The sales channel also plays a significant role. A work offered at Christie’s New York is exposed to a different buyer pool from the same work sold through a smaller regional auction house. That doesn’t automatically make one venue better than another, but it does influence the level of competition. The more collectors competing for a work, the greater the opportunity for stronger prices.
Timing is another factor that is frequently overlooked. If several impressions of the same print appear during the same auction season, buyers suddenly have choice. Competition becomes diluted, and sellers find themselves competing directly against one another. Conversely, when supply is limited and buyers have been waiting for a particular work to appear, results can strengthen considerably.
Strong provenance may matter more when combined with exceptional condition. An outstanding colourway may achieve its full potential only when offered in the right market at the right time. Ultimately, specialists aren’t looking for one explanation. They’re looking at the complete picture.
Case Study: Andy Warhol’s Sunset Shows Why Catalogue Information Isn’t Enough
That 4.9x spread across the twelve auction sales of Warhol's Sunset prints raises an obvious question: what actually separates a £166,096 result from one worth £33,815, when every impression comes from the same edition?
At first glance, it appears to be a relatively large edition comprising 632 impressions. Yet catalogue information alone tells only part of the story.
Every impression in the series was produced using just three screens, with different colour combinations applied throughout the edition. The result is that no two Sunset prints are exactly alike. While the image remains constant, the colour palette changes from impression to impression, giving each work its own visual character.
Over time, certain colour combinations have consistently attracted stronger demand than others, creating meaningful price differences within the edition.
The edition itself also contains further distinctions. Of the 632 impressions, 472 were originally installed in the Hotel Marquette in Minneapolis, while the remaining 160 formed portfolios of four. Those portfolio impressions generally command stronger prices because they are significantly scarcer.
Some impressions were dedicated by Warhol with personalised inscriptions, bringing the work closer to the artist’s hand and creating another level of desirability. Trial proofs also exist, although their premium can vary considerably because every Sunset is already unique through its colour combination. Before condition, provenance or market timing are even considered, the edition already contains multiple layers of rarity.
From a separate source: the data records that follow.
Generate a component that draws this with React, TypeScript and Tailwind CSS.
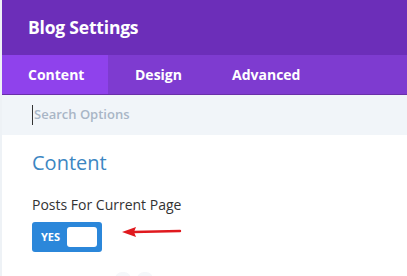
export default function App() {
  return (
    <div className="h-[276px] w-[407px] overflow-hidden bg-[#eef2f6] pl-[2px] font-['Open_Sans',sans-serif]">
      <div className="flex h-full flex-col bg-white">
        {/* header */}
        <div className="flex h-[55px] items-center bg-[#6c2eb9] pl-[26px]">
          <h1 className="text-[17.5px] font-bold tracking-[-0.2px] text-white">Blog Settings</h1>
        </div>

        {/* tabs */}
        <div className="flex h-[40px] border-b border-[#6a2fa8] bg-[#7e3bd0] text-[14px] font-bold text-white">
          <div className="flex w-[106px] items-center bg-[#8f42ec] pl-[26px]">Content</div>
          <div className="flex w-[124px] items-center pl-[27px]">Design</div>
          <div className="flex items-center">Advanced</div>
        </div>

        {/* search */}
        <div className="flex h-[40px] items-center bg-[#f1f5f9] pl-[30px]">
          <span className="mr-[1px] h-[20px] w-px bg-[#333]" />
          <span className="text-[13px] font-semibold text-[#a9b6c6]">Search Options</span>
        </div>

        {/* content */}
        <div className="relative flex-1 pl-[30px] pt-[14px]">
          <h2 className="text-[20px] leading-[28px] text-[#3c86c2]">Content</h2>
          <div className="mt-[18px] text-[14px] leading-[20px] text-[#333]">Posts For Current Page</div>
          <div className="mt-[7px] flex items-center">
            <div className="flex h-[30px] w-[70px] items-center justify-between rounded-[3px] bg-[#2b87da] pl-[9px] pr-[5px]">
              <span className="text-[11px] font-bold text-white">YES</span>
              <span className="h-[20px] w-[30px] rounded-[3px] bg-white" />
            </div>
            <svg width="62" height="14" viewBox="0 0 62 14" className="ml-[19px] -mt-[10px]">
              <path d="M12 7 L59 6" stroke="#e0191e" strokeWidth="2.4" strokeLinecap="round" />
              <path d="M1 7 L15 2 L13 7 L15 12 Z" fill="#e0191e" />
            </svg>
          </div>
          <div className="absolute bottom-[-10px] left-[113px] flex gap-[6px]">
            <span className="h-[14px] w-[16px] rounded-full bg-[#f5f7fa]" />
            <span className="h-[14px] w-[16px] rounded-full bg-[#f5f7fa]" />
          </div>
        </div>
      </div>
    </div>
  )
}
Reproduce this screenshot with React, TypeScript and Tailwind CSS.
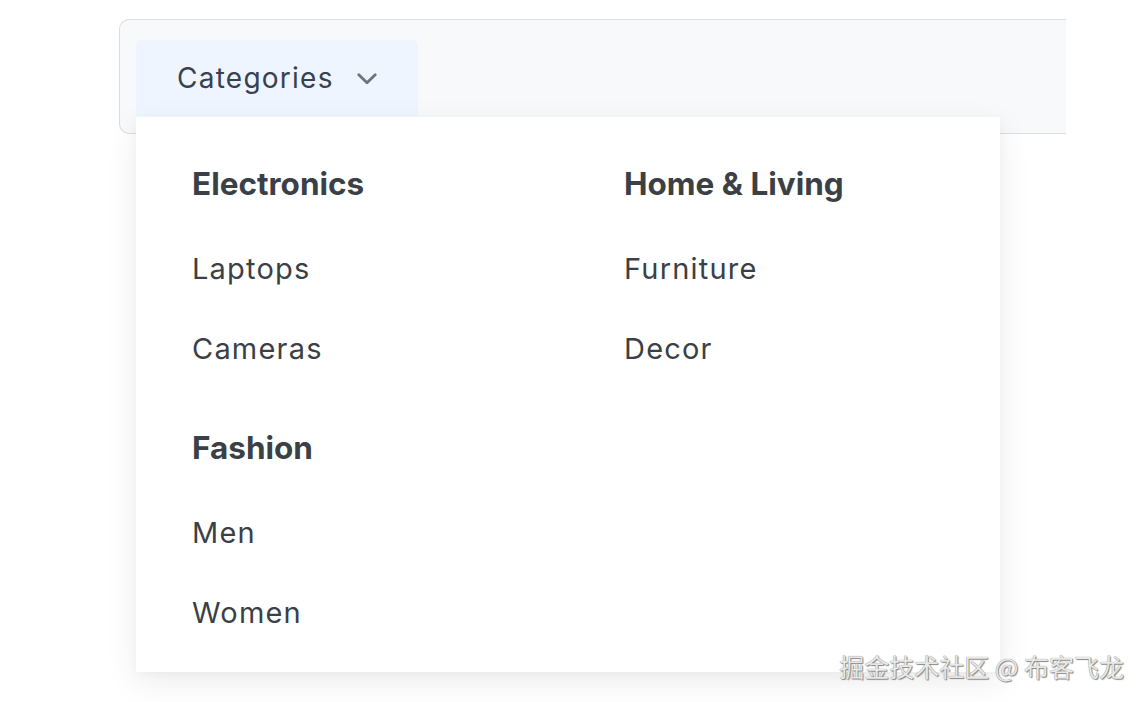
import React from "react";

const sections: { col: number; title: string; items: string[] }[][] = [
  [
    { col: 0, title: "Electronics", items: ["Laptops", "Cameras"] },
    { col: 0, title: "Fashion", items: ["Men", "Women"] },
  ],
  [{ col: 1, title: "Home & Living", items: ["Furniture", "Decor"] }],
];

function Chevron() {
  return (
    <svg width="20" height="12" viewBox="0 0 20 12" fill="none" className="ml-[23px] mt-[2px]">
      <path d="M1.8 1.8 L10 9.8 L18.2 1.8" stroke="#6b7280" strokeWidth="2.8" strokeLinecap="round" strokeLinejoin="round" />
    </svg>
  );
}

export default function App() {
  return (
    <div
      className="relative w-[1144px] h-[702px] overflow-hidden bg-white text-[#374151]"
      style={{ fontFamily: "Inter, 'Noto Sans', sans-serif" }}
    >
      <div className="relative ml-[119px] mt-[19px] w-[947px] h-[115px] border border-r-0 border-[#dcdde1] rounded-l-[10px] bg-[#f8f9fb] pl-[16px] pt-[20px]">
        <button className="flex items-center h-[76px] w-[282px] rounded-t-[6px] bg-[#eef5fe] pl-[41px] text-[28px] leading-[42px] tracking-[1.25px] text-[#374151]">
          <span>Categories</span>
          <Chevron />
        </button>

        <div className="absolute left-[16px] top-[97px] w-[864px] h-[555px] bg-white shadow-[0_10px_30px_rgba(0,0,0,0.08),0_2px_8px_rgba(0,0,0,0.03)] p-[28px] z-10">
          <div className="grid grid-cols-2 gap-x-[56px]">
            {sections.map((col, ci) => (
              <div key={ci} className="flex flex-col gap-[20px]">
                {col.map((s) => (
                  <div key={s.title} className="flex flex-col">
                    <div className="px-[28px] py-[15px] text-[31.5px] leading-[48px] font-bold text-[#3b3f46]">
                      {s.title}
                    </div>
                    <ul className="mt-[6px] flex flex-col">
                      {s.items.map((it) => (
                        <li key={it} className="px-[28px] py-[19px] text-[29px] leading-[42px] tracking-[1.2px] text-[#3b3f46]">
                          {it}
                        </li>
                      ))}
                    </ul>
                  </div>
                ))}
              </div>
            ))}
          </div>
        </div>
      </div>

      <div
        className="absolute right-[20px] bottom-[21px] z-20 text-[25px] leading-[30px] text-[#e9e9e9]"
        style={{
          fontFamily: "'Noto Sans CJK SC', 'Noto Sans', sans-serif",
          textShadow: "0 0 1px #6b6b6b, 1px 1px 1px #8a8a8a",
        }}
      >
        掘金技术社区 @ 布客飞龙
      </div>
    </div>
  );
}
Among the six Sunset impressions sold at Christie’s during the period, the New York saleroom achieved an average of £123,314, benefiting from one of the deepest international buyer pools in the market. Results achieved elsewhere were considerably lower.
Sunset demonstrates how carefully collectors differentiate between impressions once they understand the nuances within an edition.
These Differences Exist Across Every Major Print Market
The factors that explain Sunset’s price spread are not unique to Warhol. Condition, provenance, timing and the layers of rarity within an edition shape every major print market, even though they manifest differently from one artist to the next.
Banksy collectors, for example, understand immediately that a signed print occupies a different position in the market from an unsigned example, despite the image itself being identical. That distinction influences buyer demand, liquidity and pricing across the market.
David Hockney’s market demonstrates the importance of condition and series. Colour vibrancy, paper quality and provenance can all have a noticeable impact on value, while collector demand varies significantly between series such as Arrival of Spring, Moving Focus and his celebrated swimming pool prints.
For Keith Haring, value is often shaped as much by collaboration and rarity as by condition. Editions such as Andy Mouse, produced alongside Warhol, occupy an entirely different position within Haring’s print market because collectors respond to their significance within both artists’ careers.
In every case, understanding how collectors perceive a particular series, edition or impression provides far more insight than relying on an artist’s headline auction record.
Why the Highest Auction Result Is Usually the Wrong Benchmark
Record prices are easy to find, but they rarely represent the market as a whole. Exceptional results are usually achieved when several favourable factors align: a highly desirable impression, outstanding condition, exceptional provenance, the right venue and strong buyer competition. Comparing every impression to that single sale risks misunderstanding what collectors were actually competing for.
That question sits at the heart of every specialist valuation. Auction records provide context, but they are only one part of the picture. A meaningful valuation considers where a specific impression sits within its own edition and how collectors are likely to respond to its individual characteristics.
The strongest valuations are built not by chasing record prices, but by understanding the individual characteristics that collectors value most.
Methodology: Figures in this report are drawn from auction results recorded between January 2025 and April 2026 across major international and regional auction houses in the blue chip prints and editions market. This period was chosen to reflect the most current and relevant view of market conditions.
While every effort has been made to ensure accuracy, this report may contain errors or inconsistencies. It is intended for research and informational purposes only and should not be relied upon as financial or investment advice. MyArtBroker accepts no liability for any loss or damage arising from reliance on the information contained within this report.